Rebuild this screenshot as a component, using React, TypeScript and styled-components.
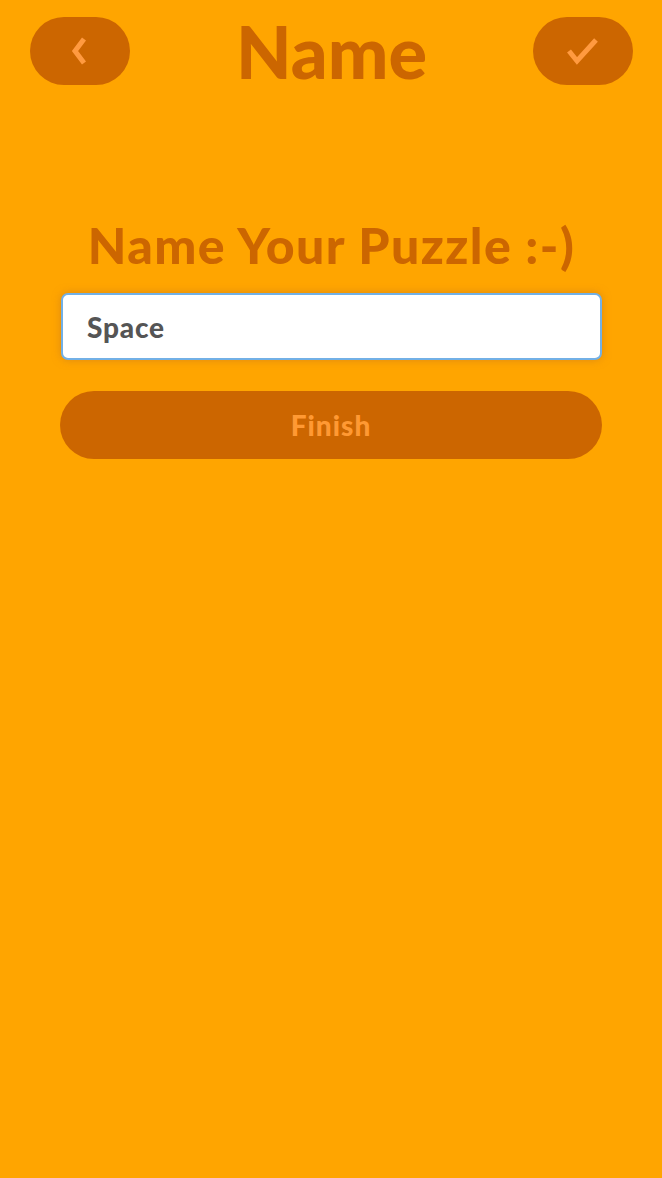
import React from "react";
import styled, { createGlobalStyle } from "styled-components";

const Global = createGlobalStyle`
  html, body { margin: 0; padding: 0; background: #ffa500; }
  body { font-family: "Lato", "Noto Sans", sans-serif; }
`;

const Page = styled.div`
  width: 662px;
  min-height: 1178px;
  background: #ffa500;
  display: flex;
  flex-direction: column;
`;

const Header = styled.header`
  display: flex;
  align-items: center;
  justify-content: space-between;
  padding: 17px 29px 0 30px;
  height: 68px;
`;

const IconButton = styled.button`
  width: 100px;
  height: 68px;
  border-radius: 34px;
  border: none;
  background: #cc6600;
  display: flex;
  align-items: center;
  justify-content: center;
  padding: 0;
  cursor: pointer;
`;

const Title = styled.h1`
  margin: 0;
  font-family: "Lato", sans-serif;
  font-weight: 900;
  font-size: 72px;
  line-height: 64px;
  color: #cc6600;
  letter-spacing: 0px;
`;

const Main = styled.main`
  display: flex;
  flex-direction: column;
  align-items: stretch;
  padding: 132px 60px 0 61px;
`;

const Heading = styled.h2`
  margin: 0;
  text-align: center;
  font-family: "Lato", sans-serif;
  font-weight: 900;
  font-size: 50px;
  line-height: 56px;
  color: #cc6600;
  letter-spacing: 1.4px;
`;

const Input = styled.input`
  margin-top: 20px;
  height: 67px;
  box-sizing: border-box;
  border: 2px solid #72b0e6;
  border-radius: 7px;
  background: #fff;
  padding: 0 24px;
  font-family: "Lato", sans-serif;
  font-weight: 900;
  font-size: 28px;
  letter-spacing: 0.8px;
  color: #555555;
  outline: none;
  box-shadow: 0 0 8px rgba(200, 120, 30, 0.6);
  caret-color: #555;
`;

const FinishButton = styled.button`
  margin-top: 31px;
  margin-left: -1px;
  height: 68px;
  border-radius: 34px;
  border: none;
  background: #cc6600;
  color: #ff9933;
  font-family: "Lato", sans-serif;
  font-weight: 900;
  font-size: 28px;
  letter-spacing: 1px;
  cursor: pointer;
`;

export default function App() {
  return (
    <Page>
      <Global />
      <Header>
        <IconButton aria-label="Back">
          <svg width="22" height="30" viewBox="0 0 22 30">
            <path d="M15 3 L6 15 L15 27" fill="none" stroke="#ff9a40" strokeWidth="5" />
          </svg>
        </IconButton>
        <Title>Name</Title>
        <IconButton aria-label="Done">
          <svg width="34" height="30" viewBox="0 0 34 30">
            <path d="M3 15 L11 25 L30 4" fill="none" stroke="#ff9a40" strokeWidth="5" />
          </svg>
        </IconButton>
      </Header>
      <Main>
        <Heading>Name Your Puzzle :-)</Heading>
        <Input defaultValue="Space" autoFocus />
        <FinishButton>Finish</FinishButton>
      </Main>
    </Page>
  );
}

++++++

Goal
Repeat the listing in full and exactly. Do not include any images.

Solved exercise
Rebuild this screenshot as a component, using React, TypeScript and styled-components.
import React from "react";
import styled, { createGlobalStyle } from "styled-components";

const Global = createGlobalStyle`
  html, body { margin: 0; padding: 0; background: #ffa500; }
  body { font-family: "Lato", "Noto Sans", sans-serif; }
`;

const Page = styled.div`
  width: 662px;
  min-height: 1178px;
  background: #ffa500;
  display: flex;
  flex-direction: column;
`;

const Header = styled.header`
  display: flex;
  align-items: center;
  justify-content: space-between;
  padding: 17px 29px 0 30px;
  height: 68px;
`;

const IconButton = styled.button`
  width: 100px;
  height: 68px;
  border-radius: 34px;
  border: none;
  background: #cc6600;
  display: flex;
  align-items: center;
  justify-content: center;
  padding: 0;
  cursor: pointer;
`;

const Title = styled.h1`
  margin: 0;
  font-family: "Lato", sans-serif;
  font-weight: 900;
  font-size: 72px;
  line-height: 64px;
  color: #cc6600;
  letter-spacing: 0px;
`;

const Main = styled.main`
  display: flex;
  flex-direction: column;
  align-items: stretch;
  padding: 132px 60px 0 61px;
`;

const Heading = styled.h2`
  margin: 0;
  text-align: center;
  font-family: "Lato", sans-serif;
  font-weight: 900;
  font-size: 50px;
  line-height: 56px;
  color: #cc6600;
  letter-spacing: 1.4px;
`;

const Input = styled.input`
  margin-top: 20px;
  height: 67px;
  box-sizing: border-box;
  border: 2px solid #72b0e6;
  border-radius: 7px;
  background: #fff;
  padding: 0 24px;
  font-family: "Lato", sans-serif;
  font-weight: 900;
  font-size: 28px;
  letter-spacing: 0.8px;
  color: #555555;
  outline: none;
  box-shadow: 0 0 8px rgba(200, 120, 30, 0.6);
  caret-color: #555;
`;

const FinishButton = styled.button`
  margin-top: 31px;
  margin-left: -1px;
  height: 68px;
  border-radius: 34px;
  border: none;
  background: #cc6600;
  color: #ff9933;
  font-family: "Lato", sans-serif;
  font-weight: 900;
  font-size: 28px;
  letter-spacing: 1px;
  cursor: pointer;
`;

export default function App() {
  return (
    <Page>
      <Global />
      <Header>
        <IconButton aria-label="Back">
          <svg width="22" height="30" viewBox="0 0 22 30">
            <path d="M15 3 L6 15 L15 27" fill="none" stroke="#ff9a40" strokeWidth="5" />
          </svg>
        </IconButton>
        <Title>Name</Title>
        <IconButton aria-label="Done">
          <svg width="34" height="30" viewBox="0 0 34 30">
            <path d="M3 15 L11 25 L30 4" fill="none" stroke="#ff9a40" strokeWidth="5" />
          </svg>
        </IconButton>
      </Header>
      <Main>
        <Heading>Name Your Puzzle :-)</Heading>
        <Input defaultValue="Space" autoFocus />
        <FinishButton>Finish</FinishButton>
      </Main>
    </Page>
  );
}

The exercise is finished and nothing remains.